The media hated Ramsey because he was his own man, which is exactly what you need to be for the role.
Now what have we got? It's a nothingness. Are the FA thinking "if Stuart Pearce gets a result against Holland we could give it to him till the end of the Euros"?
Fine. But if that's the case, appoint him now. They know all they need to know about him. God knows he's been working for the FA long enough.
The longer they leave it, the more indecisive they will look. And let me remind everyone: the second biggest tournament on the planet starts in a couple of months.
I'd quite like us to be successful please so any chance of sorting us a manager out?
Comeback to haunt us
I was told this week that my Blackpool team has the best comeback record in the country.

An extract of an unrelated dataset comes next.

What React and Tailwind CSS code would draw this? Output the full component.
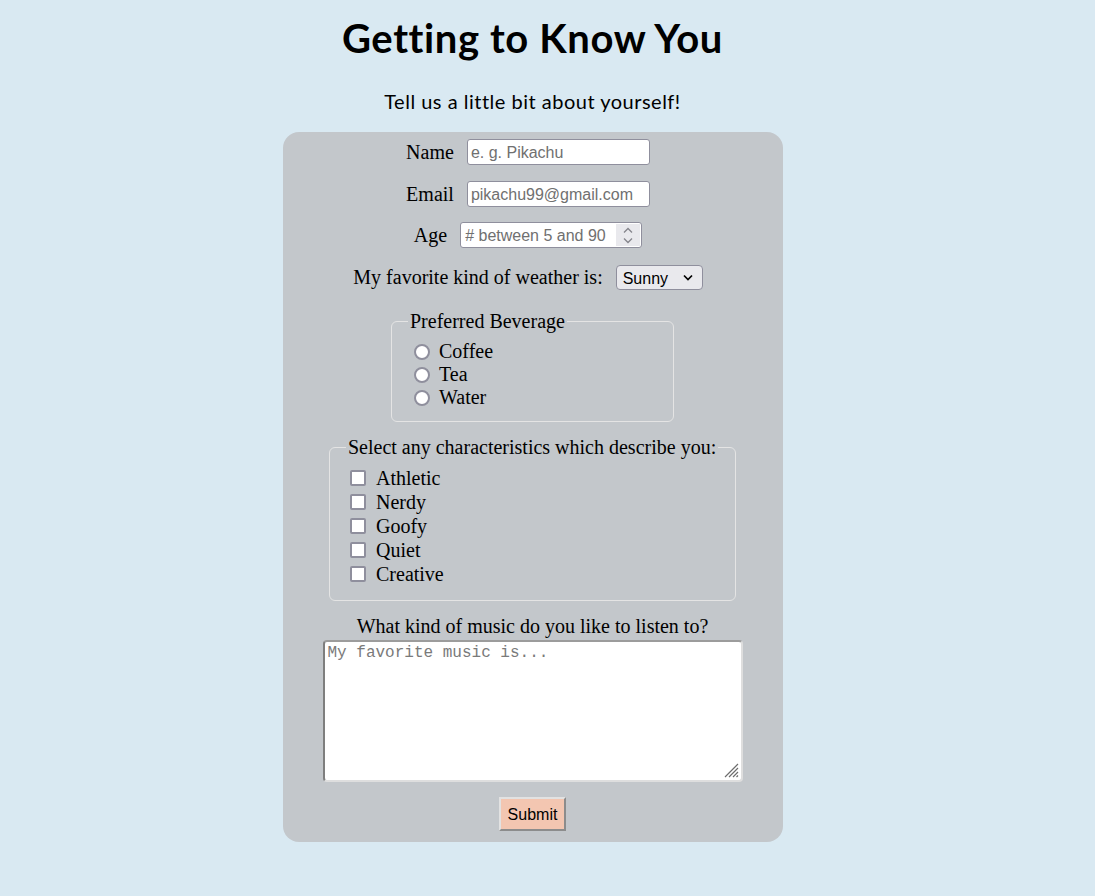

In other words, no one has drawn or won as many games as us from a goal behind.
Do I like that stat? No I bloody do not. It means we are letting too many goals in.
OK, we are showing admirable character and belief when we're in a fix but we shouldn't put ourselves in that position in the first place.
We have been beaten by Everton and West Ham in the last week and if I want to be as good a manager as David Moyes or Sam Allardyce, we have to sort that.
I am trying to get us to play like Barcelona and dominate possession. It is working pretty well, but we have a tendency sometimes to over-play in the wrong areas.
I have had words with my lads about it in training and if they do what I say, hopefully we won't need to come from behind quite so often.
Stand in the way of progress
There is a big meeting next week to discuss bringing in goalline technology. It is a step in the right direction but we need more of a stride.
We could easily make that stride too because we have the technology provided already by television.
As I've said many times, we need the fourth official watching a monitor in the stand so he can advise the referee on every major decision that might lead to a goal.
A goalline camera will only help one tiny part of the game. It isn't enough.